-- START Given data --

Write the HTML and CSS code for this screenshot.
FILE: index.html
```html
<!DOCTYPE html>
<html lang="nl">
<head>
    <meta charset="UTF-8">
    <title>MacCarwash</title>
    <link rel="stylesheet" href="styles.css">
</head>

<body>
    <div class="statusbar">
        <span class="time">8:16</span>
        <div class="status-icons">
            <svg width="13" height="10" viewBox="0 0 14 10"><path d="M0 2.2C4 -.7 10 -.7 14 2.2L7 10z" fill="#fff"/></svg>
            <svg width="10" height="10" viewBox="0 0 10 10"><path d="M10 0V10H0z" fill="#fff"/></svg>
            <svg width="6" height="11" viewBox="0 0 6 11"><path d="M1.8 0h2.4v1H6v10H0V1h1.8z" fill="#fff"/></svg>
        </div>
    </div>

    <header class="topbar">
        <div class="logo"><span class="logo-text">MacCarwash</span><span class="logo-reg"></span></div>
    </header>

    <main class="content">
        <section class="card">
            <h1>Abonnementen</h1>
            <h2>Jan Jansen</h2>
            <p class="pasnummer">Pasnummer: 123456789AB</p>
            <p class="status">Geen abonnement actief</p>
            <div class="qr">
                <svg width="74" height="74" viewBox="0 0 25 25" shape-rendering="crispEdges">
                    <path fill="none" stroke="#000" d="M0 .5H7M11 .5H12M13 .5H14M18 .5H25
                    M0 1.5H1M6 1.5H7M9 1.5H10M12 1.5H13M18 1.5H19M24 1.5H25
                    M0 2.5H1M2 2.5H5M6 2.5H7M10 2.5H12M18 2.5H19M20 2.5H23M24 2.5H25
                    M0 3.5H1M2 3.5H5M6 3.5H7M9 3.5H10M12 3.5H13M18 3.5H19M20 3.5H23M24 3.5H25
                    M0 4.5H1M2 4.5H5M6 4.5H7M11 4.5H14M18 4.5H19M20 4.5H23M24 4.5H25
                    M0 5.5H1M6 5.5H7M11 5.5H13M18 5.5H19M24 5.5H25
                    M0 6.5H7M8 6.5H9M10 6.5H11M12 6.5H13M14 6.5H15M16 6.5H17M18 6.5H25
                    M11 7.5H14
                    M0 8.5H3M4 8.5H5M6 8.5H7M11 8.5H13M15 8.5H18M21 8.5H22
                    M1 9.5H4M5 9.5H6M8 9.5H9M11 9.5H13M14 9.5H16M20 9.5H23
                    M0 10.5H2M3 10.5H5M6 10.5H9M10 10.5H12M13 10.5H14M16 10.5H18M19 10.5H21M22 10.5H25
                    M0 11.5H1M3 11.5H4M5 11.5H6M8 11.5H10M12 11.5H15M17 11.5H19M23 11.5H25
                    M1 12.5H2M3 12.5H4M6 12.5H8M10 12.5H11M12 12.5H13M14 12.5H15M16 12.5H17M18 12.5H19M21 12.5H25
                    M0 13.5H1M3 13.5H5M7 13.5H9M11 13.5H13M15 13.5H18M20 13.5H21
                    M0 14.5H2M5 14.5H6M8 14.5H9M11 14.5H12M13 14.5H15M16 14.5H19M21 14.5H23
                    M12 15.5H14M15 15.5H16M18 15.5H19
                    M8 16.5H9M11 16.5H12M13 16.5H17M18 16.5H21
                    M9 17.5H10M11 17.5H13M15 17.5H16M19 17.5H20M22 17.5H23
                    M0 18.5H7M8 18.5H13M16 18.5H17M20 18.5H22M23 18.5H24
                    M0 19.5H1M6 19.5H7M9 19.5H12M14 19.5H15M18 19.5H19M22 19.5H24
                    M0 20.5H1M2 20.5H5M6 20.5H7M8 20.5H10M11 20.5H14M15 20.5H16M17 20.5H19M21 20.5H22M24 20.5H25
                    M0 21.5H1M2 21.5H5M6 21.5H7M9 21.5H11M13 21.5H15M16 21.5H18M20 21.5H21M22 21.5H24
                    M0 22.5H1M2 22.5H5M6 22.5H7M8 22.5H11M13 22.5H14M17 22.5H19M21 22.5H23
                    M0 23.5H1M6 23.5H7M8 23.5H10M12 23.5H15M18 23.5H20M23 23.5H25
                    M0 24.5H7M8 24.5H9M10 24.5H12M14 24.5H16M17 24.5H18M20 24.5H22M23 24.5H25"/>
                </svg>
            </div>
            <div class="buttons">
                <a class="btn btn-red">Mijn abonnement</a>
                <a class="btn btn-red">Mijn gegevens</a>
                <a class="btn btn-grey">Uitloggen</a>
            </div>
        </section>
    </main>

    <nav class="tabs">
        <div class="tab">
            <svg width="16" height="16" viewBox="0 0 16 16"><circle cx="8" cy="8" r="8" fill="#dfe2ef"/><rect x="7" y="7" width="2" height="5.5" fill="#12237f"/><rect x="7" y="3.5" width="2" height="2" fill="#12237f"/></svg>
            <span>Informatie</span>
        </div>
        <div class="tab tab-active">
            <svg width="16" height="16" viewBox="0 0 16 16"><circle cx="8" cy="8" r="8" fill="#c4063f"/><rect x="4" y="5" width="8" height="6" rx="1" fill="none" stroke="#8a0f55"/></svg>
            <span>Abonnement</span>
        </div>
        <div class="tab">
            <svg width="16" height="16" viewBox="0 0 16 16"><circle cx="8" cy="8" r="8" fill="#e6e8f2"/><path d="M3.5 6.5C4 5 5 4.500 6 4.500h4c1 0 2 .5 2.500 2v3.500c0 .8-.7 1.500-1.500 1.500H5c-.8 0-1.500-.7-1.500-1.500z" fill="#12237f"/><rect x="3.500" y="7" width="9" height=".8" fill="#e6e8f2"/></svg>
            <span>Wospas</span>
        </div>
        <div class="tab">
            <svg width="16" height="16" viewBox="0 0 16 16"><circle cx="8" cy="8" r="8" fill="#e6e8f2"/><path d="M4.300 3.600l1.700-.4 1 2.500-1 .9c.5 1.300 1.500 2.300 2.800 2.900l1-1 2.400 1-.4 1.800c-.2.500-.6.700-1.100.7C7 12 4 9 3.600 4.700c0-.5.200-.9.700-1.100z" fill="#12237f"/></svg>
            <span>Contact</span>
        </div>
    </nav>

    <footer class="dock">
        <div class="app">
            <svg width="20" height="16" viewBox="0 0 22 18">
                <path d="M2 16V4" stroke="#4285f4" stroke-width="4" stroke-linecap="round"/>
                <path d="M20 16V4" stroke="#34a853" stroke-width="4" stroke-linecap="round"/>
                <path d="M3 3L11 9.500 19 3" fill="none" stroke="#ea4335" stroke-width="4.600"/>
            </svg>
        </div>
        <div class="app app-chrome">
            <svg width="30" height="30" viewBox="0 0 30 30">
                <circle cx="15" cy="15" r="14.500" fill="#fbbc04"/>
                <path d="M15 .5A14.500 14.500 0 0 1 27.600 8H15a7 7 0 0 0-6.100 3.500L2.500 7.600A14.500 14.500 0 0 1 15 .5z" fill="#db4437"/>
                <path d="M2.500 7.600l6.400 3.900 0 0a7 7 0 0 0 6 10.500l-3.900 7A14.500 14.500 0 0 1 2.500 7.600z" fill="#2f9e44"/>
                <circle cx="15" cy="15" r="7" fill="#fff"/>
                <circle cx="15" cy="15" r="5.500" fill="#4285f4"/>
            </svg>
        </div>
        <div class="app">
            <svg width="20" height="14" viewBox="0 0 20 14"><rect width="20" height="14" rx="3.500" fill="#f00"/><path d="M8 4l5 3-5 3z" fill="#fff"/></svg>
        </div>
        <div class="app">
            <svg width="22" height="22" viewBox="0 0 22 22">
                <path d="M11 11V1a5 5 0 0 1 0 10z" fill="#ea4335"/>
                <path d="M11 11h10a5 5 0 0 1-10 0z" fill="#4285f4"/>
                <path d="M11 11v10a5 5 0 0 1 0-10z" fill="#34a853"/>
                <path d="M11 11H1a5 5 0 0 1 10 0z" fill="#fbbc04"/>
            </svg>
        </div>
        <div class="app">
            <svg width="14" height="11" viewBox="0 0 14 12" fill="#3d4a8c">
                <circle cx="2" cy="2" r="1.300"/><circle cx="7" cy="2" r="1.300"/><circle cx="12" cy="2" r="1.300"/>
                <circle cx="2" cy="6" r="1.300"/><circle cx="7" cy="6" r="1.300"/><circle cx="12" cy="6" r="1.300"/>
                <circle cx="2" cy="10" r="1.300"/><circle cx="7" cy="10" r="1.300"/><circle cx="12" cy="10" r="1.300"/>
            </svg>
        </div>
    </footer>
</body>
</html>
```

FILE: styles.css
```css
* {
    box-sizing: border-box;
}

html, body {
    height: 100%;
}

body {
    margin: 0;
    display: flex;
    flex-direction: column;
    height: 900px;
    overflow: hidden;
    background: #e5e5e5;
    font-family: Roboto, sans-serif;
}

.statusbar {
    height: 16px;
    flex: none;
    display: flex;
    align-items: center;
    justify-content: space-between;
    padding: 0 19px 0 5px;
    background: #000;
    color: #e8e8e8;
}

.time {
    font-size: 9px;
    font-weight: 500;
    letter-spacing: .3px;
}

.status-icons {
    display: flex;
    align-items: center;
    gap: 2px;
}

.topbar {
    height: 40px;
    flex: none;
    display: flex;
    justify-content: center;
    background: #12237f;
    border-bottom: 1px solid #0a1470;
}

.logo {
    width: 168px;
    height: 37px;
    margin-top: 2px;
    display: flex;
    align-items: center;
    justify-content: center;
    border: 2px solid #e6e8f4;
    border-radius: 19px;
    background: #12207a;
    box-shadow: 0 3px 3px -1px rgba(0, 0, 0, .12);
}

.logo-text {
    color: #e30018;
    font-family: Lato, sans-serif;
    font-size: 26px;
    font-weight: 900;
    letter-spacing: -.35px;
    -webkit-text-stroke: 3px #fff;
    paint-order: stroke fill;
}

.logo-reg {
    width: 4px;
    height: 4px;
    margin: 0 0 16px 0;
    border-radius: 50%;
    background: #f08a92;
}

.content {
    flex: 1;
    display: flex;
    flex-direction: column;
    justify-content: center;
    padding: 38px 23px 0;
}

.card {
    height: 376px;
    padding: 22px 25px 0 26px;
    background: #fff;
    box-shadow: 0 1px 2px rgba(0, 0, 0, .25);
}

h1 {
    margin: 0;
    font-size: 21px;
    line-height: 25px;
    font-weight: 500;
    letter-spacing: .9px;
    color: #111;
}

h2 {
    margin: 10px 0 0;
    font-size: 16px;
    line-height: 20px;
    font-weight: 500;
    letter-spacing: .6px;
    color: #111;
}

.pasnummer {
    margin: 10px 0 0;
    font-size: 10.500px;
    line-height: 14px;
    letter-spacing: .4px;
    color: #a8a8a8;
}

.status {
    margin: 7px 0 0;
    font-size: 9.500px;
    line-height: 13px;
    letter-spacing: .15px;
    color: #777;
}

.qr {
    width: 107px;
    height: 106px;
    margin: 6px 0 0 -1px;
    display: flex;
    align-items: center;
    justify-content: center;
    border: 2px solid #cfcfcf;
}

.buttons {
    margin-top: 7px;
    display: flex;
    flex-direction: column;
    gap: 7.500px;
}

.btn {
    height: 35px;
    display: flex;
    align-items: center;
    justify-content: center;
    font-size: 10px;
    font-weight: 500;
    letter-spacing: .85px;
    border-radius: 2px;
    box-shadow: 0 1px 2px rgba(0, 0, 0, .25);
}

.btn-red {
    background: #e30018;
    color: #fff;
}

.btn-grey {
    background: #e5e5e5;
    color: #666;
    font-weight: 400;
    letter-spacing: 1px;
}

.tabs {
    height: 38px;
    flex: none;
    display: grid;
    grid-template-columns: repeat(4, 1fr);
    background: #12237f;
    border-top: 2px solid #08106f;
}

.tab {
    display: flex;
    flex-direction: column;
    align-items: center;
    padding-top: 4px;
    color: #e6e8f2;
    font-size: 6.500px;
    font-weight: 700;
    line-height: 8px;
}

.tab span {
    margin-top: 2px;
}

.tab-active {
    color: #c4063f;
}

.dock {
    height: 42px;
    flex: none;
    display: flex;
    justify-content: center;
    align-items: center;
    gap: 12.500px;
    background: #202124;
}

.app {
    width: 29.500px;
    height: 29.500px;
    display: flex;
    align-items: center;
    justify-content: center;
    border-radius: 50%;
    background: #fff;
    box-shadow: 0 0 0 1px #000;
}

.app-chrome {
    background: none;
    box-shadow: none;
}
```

-- END Given data --
-- START Given data --

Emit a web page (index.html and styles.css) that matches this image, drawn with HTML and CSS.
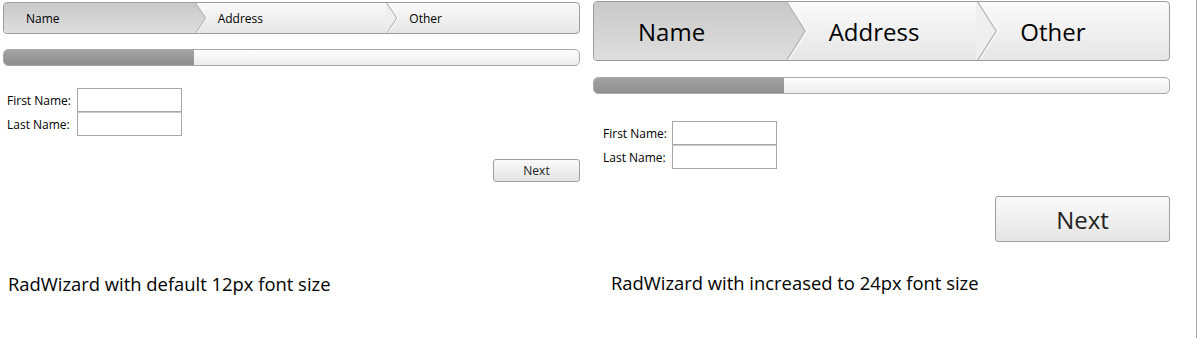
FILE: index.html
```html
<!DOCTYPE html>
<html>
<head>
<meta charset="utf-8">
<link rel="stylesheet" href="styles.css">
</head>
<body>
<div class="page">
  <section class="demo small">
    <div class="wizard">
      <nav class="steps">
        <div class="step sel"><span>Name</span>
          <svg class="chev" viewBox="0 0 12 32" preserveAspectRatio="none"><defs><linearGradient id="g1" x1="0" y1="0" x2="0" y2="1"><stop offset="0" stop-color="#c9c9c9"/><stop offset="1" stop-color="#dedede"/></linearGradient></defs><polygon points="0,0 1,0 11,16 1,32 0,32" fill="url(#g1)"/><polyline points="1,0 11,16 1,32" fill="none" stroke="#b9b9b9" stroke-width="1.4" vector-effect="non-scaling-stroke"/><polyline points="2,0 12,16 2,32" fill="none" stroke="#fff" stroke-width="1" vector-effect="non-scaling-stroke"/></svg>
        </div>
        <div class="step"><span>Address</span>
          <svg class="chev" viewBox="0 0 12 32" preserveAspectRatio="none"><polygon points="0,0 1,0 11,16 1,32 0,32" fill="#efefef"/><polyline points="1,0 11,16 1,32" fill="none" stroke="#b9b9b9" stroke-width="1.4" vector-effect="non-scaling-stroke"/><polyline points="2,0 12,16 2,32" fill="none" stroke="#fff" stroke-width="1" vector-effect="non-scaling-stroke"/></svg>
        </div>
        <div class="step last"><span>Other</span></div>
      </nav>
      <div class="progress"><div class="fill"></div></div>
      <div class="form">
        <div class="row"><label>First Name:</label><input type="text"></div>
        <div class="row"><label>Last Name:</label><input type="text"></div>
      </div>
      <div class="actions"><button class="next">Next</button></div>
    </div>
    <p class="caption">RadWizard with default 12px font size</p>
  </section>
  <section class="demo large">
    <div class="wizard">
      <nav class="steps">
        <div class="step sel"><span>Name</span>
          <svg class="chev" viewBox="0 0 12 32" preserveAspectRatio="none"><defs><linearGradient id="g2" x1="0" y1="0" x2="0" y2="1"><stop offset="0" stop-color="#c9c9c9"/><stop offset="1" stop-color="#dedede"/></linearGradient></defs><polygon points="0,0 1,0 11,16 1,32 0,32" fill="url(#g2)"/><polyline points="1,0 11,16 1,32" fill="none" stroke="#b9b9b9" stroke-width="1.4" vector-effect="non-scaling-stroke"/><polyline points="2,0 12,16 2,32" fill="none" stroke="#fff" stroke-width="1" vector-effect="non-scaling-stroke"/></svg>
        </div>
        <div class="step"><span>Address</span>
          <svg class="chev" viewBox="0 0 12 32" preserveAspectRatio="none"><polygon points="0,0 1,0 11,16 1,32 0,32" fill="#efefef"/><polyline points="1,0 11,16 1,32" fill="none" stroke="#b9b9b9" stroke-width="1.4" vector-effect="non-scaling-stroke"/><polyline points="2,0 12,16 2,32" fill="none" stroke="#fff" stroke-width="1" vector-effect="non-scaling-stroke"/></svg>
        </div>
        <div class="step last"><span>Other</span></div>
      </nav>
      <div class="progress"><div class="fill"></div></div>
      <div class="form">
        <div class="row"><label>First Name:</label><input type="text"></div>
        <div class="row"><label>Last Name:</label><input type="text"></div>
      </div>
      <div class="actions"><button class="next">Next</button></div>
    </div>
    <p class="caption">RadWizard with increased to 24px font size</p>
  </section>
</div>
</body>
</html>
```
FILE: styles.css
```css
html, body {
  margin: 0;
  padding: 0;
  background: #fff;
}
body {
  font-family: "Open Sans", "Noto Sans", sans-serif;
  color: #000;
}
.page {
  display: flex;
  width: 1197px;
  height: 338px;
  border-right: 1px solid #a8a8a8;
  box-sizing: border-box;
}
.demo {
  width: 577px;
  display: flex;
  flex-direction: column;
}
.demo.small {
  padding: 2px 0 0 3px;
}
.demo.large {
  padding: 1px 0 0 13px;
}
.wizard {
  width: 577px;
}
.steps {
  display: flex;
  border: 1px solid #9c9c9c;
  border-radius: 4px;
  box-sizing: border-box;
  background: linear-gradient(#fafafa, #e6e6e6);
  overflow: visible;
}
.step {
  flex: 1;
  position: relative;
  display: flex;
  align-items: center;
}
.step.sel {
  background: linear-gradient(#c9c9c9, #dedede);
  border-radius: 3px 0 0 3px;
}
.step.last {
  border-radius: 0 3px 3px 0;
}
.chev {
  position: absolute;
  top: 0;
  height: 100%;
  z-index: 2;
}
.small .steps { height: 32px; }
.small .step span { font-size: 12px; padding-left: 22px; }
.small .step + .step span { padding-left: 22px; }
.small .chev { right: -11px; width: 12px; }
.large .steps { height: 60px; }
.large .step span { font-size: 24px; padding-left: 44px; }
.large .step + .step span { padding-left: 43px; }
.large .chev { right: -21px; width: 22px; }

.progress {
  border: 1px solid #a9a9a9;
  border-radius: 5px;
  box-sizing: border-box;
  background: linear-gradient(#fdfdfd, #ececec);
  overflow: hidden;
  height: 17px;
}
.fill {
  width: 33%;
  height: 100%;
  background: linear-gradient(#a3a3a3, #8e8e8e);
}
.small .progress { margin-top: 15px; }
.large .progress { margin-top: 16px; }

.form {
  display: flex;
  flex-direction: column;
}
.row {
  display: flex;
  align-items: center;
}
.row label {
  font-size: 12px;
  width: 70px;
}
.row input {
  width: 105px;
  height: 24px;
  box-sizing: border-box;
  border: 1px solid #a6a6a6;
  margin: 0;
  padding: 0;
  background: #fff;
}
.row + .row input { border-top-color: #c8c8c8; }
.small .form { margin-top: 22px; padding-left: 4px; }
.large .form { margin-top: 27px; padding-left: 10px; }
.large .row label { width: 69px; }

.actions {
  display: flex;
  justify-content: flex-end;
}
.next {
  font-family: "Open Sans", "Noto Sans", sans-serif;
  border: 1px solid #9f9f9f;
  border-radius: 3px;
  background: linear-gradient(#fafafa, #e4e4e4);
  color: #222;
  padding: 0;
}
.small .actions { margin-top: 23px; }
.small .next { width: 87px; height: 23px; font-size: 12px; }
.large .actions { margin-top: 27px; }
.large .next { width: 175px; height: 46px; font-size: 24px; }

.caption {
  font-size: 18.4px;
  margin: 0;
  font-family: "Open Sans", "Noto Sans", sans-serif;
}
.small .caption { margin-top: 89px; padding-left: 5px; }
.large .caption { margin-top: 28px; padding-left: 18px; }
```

-- END Given data --
-- START Given data --

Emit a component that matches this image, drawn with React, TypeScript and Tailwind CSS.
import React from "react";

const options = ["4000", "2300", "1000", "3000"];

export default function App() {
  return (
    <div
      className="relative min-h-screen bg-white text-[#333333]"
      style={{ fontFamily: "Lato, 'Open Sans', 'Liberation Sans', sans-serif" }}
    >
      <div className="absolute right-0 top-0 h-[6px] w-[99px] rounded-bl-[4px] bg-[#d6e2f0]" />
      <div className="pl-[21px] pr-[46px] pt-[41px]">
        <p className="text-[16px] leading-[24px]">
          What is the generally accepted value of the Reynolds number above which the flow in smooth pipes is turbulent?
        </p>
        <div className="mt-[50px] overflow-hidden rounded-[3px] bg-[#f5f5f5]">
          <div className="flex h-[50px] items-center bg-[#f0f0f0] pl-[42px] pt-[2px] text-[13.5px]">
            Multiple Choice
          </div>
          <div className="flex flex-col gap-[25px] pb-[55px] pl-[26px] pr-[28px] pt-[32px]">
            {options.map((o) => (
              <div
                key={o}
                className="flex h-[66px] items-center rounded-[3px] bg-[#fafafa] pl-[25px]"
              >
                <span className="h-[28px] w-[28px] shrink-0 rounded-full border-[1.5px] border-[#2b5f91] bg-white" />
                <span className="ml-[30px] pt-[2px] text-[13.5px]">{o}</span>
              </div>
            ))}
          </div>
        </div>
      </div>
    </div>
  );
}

-- END Given data --

» What this task involves
Every line containing the string "Emit" must be listed.

» Task result
Emit a web page (index.html and styles.css) that matches this image, drawn with HTML and CSS.
Emit a component that matches this image, drawn with React, TypeScript and Tailwind CSS.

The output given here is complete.